WHAT AN OPPORTUNITY TO PUT THE THUGS AND RIFF-RAFF IN PERSPECTIVE.



As we in this sometimes embarrassing little nation embark on another chaotic marking of the anniversary of a plenipotentiary from the mother land signing a bit of parchment to establish the British Crowns rule over a somewhat dishevelled bunch of colonial settlements and warring tribes of natives, comparisons are made every year contrasting Australia Day with our efforts.
Efforts that are every year portrayed to the world as another day of anarchy and riot when a very few part breed Maori seek to become celebrities for a day.

Of course in 1840 the Treaty then hit the road and for the South Island Maori, by then an ascendant Ngai Tahu, it was much later and I think it was well into the spring of 1840 that the last marks were made on one of by then many copies of the original.
So the first fifty on February the 6th were just the beginning of the final over 500 natives to sign one of the several copies.

Here in Akaroa the local natives who were a part of the initial drive to bring the British protections to bear after the serious depredations delivered by Te Rauparaha some ten years earlier when he sacked Kaiapoi then took out some remnants by successfully smashing then on the Onawe Peninsula, signed in the late Autumn of 1840.
The local Marae, known hereabouts as  The Kaik, just south of Akaroa was where H1 chose to go in 2000 after "Tits" mob reduced her to tears the previous year.

So why February the 6th when there are a myriad of signing dates that Mr Key could mark the Treaty without providing the Hadfields and their outlaw extended family another day in history.
The absolute rudeness and lack of respect, law abiding New Zealander are left rueing annually had a Groser sent opportunity this year to tell the anti social bunch of moronic savages locked in their stoneage beliefs to involve themselves in sex and travel, The Prime Minister has far better things to do.
As if the annual shenanigans at the home town of a Prophet a few days earlier are not bad enough.

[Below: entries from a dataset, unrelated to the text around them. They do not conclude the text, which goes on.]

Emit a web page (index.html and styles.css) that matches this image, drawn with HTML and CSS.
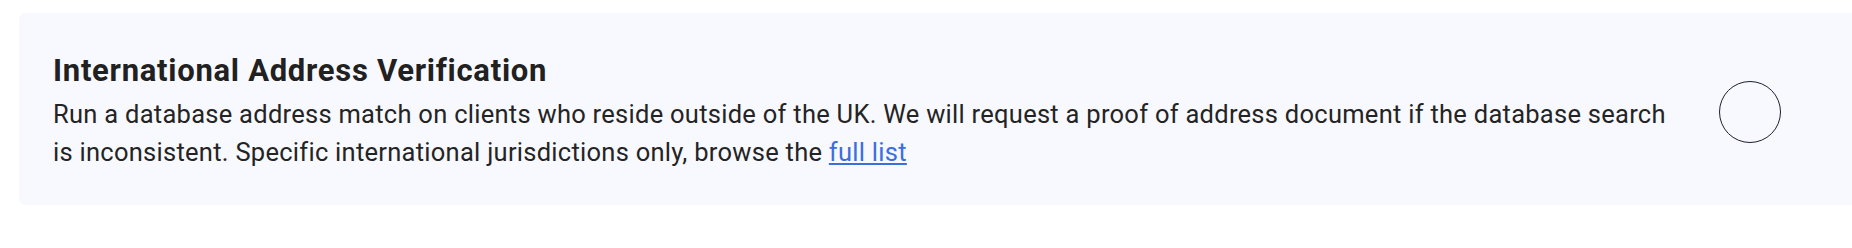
FILE: index.html
```html
<!DOCTYPE html>
<html lang="en">
<head>
    <meta charset="UTF-8">
    <meta name="viewport" content="width=device-width, initial-scale=1.0">
    <title>Address Verification</title>
    <link rel="stylesheet" href="styles.css">
</head>
<body>
    <div class="option-card">
        <div class="option-text">
            <h3>International Address Verification</h3>
            <p>Run a database address match on clients who reside outside of the UK. We will request a proof of address document if the database search is inconsistent. Specific international jurisdictions only, browse the <a href="#">full list</a></p>
        </div>
        <span class="option-toggle"></span>
    </div>
</body>
</html>
```

FILE: styles.css
```css
html, body {
    overflow: hidden;
}

body {
    font-family: Roboto, "Liberation Sans", Arial, sans-serif;
    background-color: #fff;
    margin: 0;
    padding: 13px 0 0 19px;
}

.option-card {
    display: flex;
    align-items: center;
    gap: 40px;
    background-color: #f8f9fe;
    border-radius: 6px 0 0 6px;
    padding: 40px 71px 33px 34px;
}

.option-text {
    flex: 1;
}

.option-text h3 {
    margin: 0;
    font-size: 31px;
    line-height: 36px;
    font-weight: 700;
    letter-spacing: 0.72px;
    color: #212121;
}

.option-text p {
    margin: 6px 0 0 0;
    font-size: 25.5px;
    line-height: 38.4px;
    letter-spacing: 0.27px;
    color: #242424;
}

.option-text a {
    color: #3a6fe0;
    text-decoration: underline;
}

.option-toggle {
    flex: none;
    box-sizing: border-box;
    width: 62px;
    height: 62px;
    border: 1.8px solid #1b2030;
    border-radius: 50%;
}
```
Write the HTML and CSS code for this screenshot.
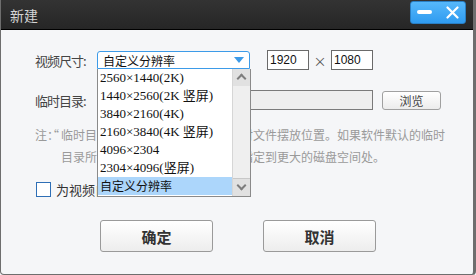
FILE: index.html
```html
<!DOCTYPE html>
<html lang="zh-CN">

<head>
    <meta charset="UTF-8">
    <meta name="viewport" content="width=device-width, initial-scale=1.0">
    <title>新建</title>
    <link rel="stylesheet" href="styles.css">
</head>

<body>
    <div class="window">
        <div class="titlebar">
            <span class="title">新建</span>
            <div class="win-buttons">
                <span class="min-btn"></span>
                <svg class="close-btn" width="13" height="13" viewBox="0 0 13 13">
                    <path d="M1.5 1.5 L11.5 11.5 M11.5 1.5 L1.5 11.5" stroke="#fff" stroke-width="2.2" stroke-linecap="round" />
                </svg>
            </div>
        </div>

        <div class="content">
            <div class="row">
                <label class="label">视频尺寸:</label>
                <div class="select">
                    <span>自定义分辨率</span>
                    <span class="arrow"></span>
                </div>
                <input class="num first" type="text" value="1920">
                <span class="times">×</span>
                <input class="num" type="text" value="1080">
            </div>

            <div class="row second">
                <label class="label">临时目录:</label>
                <input class="path" type="text" value="">
                <button class="browse">浏览</button>
            </div>

            <div class="note">
                <span class="note-head">注：“</span>
                <p class="note-text">临时目录”是视频合成过程中的临时文件摆放位置。如果软件默认的临时<br>目录所在磁盘空间不足，请将目录指定到更大的磁盘空间处。</p>
            </div>

            <div class="check-row">
                <span class="checkbox"></span>
                <span>为视频自动添加片头片尾</span>
            </div>

            <div class="actions">
                <button class="btn">确定</button>
                <button class="btn">取消</button>
            </div>
        </div>

        <!-- open dropdown of the size select -->
        <div class="dropdown">
            <ul class="options">
                <li>2560×1440(2K)</li>
                <li>1440×2560(2K 竖屏)</li>
                <li>3840×2160(4K)</li>
                <li>2160×3840(4K 竖屏)</li>
                <li>4096×2304</li>
                <li>2304×4096(竖屏)</li>
                <li class="selected">自定义分辨率</li>
            </ul>
            <div class="scrollbar">
                <span class="sb-btn up"></span>
                <span class="sb-track"></span>
                <span class="sb-btn down"></span>
            </div>
        </div>
    </div>
</body>

</html>
```

FILE: styles.css
```css
html {
    background: #f5f6f8;
}

body {
    margin: 0;
    padding: 0;
    font-family: "Noto Sans CJK SC", sans-serif;
    color: #333;
}

.window {
    position: relative;
    box-sizing: border-box;
    width: 476px;
    height: 275px;
    background: #f5f6f8;
    border: 1px solid #6e6e6e;
    border-top: none;
    border-right-width: 3px;
    border-radius: 0 0 4px 4px;
    overflow: hidden;
}

.titlebar {
    display: flex;
    align-items: flex-start;
    height: 29px;
    background: linear-gradient(#333333, #262626);
    border-bottom: 1px solid #000;
    margin: 0 -3px 0 -1px;
}

.title {
    margin: 5px 0 0 10px;
    font-size: 14px;
    line-height: 20px;
    color: #d4d4d4;
}

.win-buttons {
    display: flex;
    align-items: center;
    box-sizing: border-box;
    width: 56px;
    height: 23px;
    margin: 1px 10px 0 auto;
    padding-left: 6px;
    background: linear-gradient(#56b8fb, #2f9bf0);
    border: 1px solid #2a7fc4;
    border-radius: 3px;
}

.min-btn {
    width: 15px;
    height: 4px;
    margin-top: -1px;
    background: #fff;
    border-radius: 2px;
}

.close-btn {
    margin-left: 14px;
    margin-top: -1px;
}

.content {
    padding: 20px 0 0 34px;
}

.row {
    display: flex;
    align-items: center;
    height: 20px;
}

.row.second {
    margin-top: 20px;
}

.label {
    width: 62px;
    font-size: 13px;
    letter-spacing: -1px;
    color: #444;
}

.select {
    display: flex;
    align-items: center;
    box-sizing: border-box;
    width: 153px;
    height: 18px;
    padding-left: 5px;
    background: #fff;
    border: 1px solid #3d9be8;
    border-radius: 3px 3px 0 0;
    font-size: 12px;
    color: #111;
}

.arrow {
    margin-left: auto;
    margin-right: 5px;
    width: 0;
    height: 0;
    border-left: 5px solid transparent;
    border-right: 5px solid transparent;
    border-top: 6px solid #3d9be8;
}

.num {
    box-sizing: border-box;
    width: 42px;
    height: 20px;
    padding: 0 2px;
    border: 1px solid #6a6a6a;
    font-family: "Liberation Sans", sans-serif;
    font-size: 12px;
    color: #111;
    background: #fff;
    outline: none;
}

.num.first {
    margin-left: 17px;
}

.times {
    width: 22px;
    text-align: center;
    font-size: 13px;
    color: #555;
}

.path {
    box-sizing: border-box;
    width: 276px;
    height: 20px;
    background: #eeeeee;
    border: 1px solid #7a7a7a;
    outline: none;
}

.browse {
    box-sizing: border-box;
    width: 59px;
    height: 19px;
    margin-left: 9px;
    padding: 0;
    background: linear-gradient(#ffffff, #ececec);
    border: 1px solid #a0a0a0;
    border-radius: 3px;
    font-family: "Noto Sans CJK SC", sans-serif;
    font-size: 12px;
    color: #444;
}

.note {
    display: flex;
    margin-top: 14px;
    font-size: 12px;
    line-height: 22px;
    color: #9a9a9a;
}

.note-head {
    width: 26px;
    flex-shrink: 0;
    white-space: nowrap;
    font-feature-settings: "halt";
}

.note-text {
    margin: 0;
    white-space: nowrap;
}

.check-row {
    display: flex;
    align-items: center;
    gap: 5px;
    height: 14px;
    margin-top: 14px;
    padding-left: 1px;
    font-size: 13px;
    color: #333;
}

.checkbox {
    box-sizing: border-box;
    width: 15px;
    height: 15px;
    background: #fff;
    border: 1px solid #2e6fb6;
}

.actions {
    display: flex;
    gap: 50px;
    margin: 24px 0 0 65px;
}

.btn {
    box-sizing: border-box;
    width: 113px;
    height: 32px;
    padding: 0;
    background: linear-gradient(#ffffff, #ededed);
    border: 1px solid #9a9a9a;
    border-radius: 3px;
    font-family: "Noto Sans CJK SC", sans-serif;
    font-size: 15px;
    font-weight: bold;
    color: #333;
}

.dropdown {
    position: absolute;
    left: 96px;
    top: 69px;
    display: flex;
    box-sizing: border-box;
    width: 154px;
    height: 128px;
    background: #fff;
    border: 1px solid #8a8a8a;
    border-top: none;
}

.options {
    flex: 1;
    list-style: none;
    margin: 0;
    padding: 0;
}

.options li {
    height: 18px;
    padding-left: 2px;
    font-family: "Liberation Serif", "Noto Sans CJK SC", serif;
    font-size: 13px;
    line-height: 18px;
    color: #111;
    white-space: nowrap;
}

.options li.selected {
    background: #acd6fb;
    font-family: "Noto Sans CJK SC", sans-serif;
    font-size: 12px;
}

.scrollbar {
    display: flex;
    flex-direction: column;
    width: 17px;
    background: #ececec;
    border-left: 1px solid #d6d6d6;
}

.sb-btn {
    position: relative;
    height: 17px;
    background: #e1e1e1;
}

.sb-btn.down {
    border-top: 1px solid #c8c8c8;
}

.sb-btn::after {
    content: "";
    position: absolute;
    left: 5px;
    width: 5px;
    height: 5px;
    border-left: 2px solid #7d7d7d;
    border-top: 2px solid #7d7d7d;
}

.sb-btn.up::after {
    top: 6px;
    transform: rotate(45deg);
}

.sb-btn.down::after {
    top: 3px;
    transform: rotate(225deg);
}

.sb-track {
    flex: 1;
    background: #efefef;
}
```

It is difficult to keep up with the various positions presented so far as the conflicting tales emerge but last I heard Mr Key was going to do it all again and Nga Puhi will enjoy another few hours as the international image of our so called civilised nation.

If February the sixth is going to be our National Day then we must find a happier and more celebratory series of ways to mark it as a fit with the aspirational nation Mr Key says we must become, and that must also consign the rabble of Nga Puhi to the place in our nations fabric their annual buffoonery  deserves.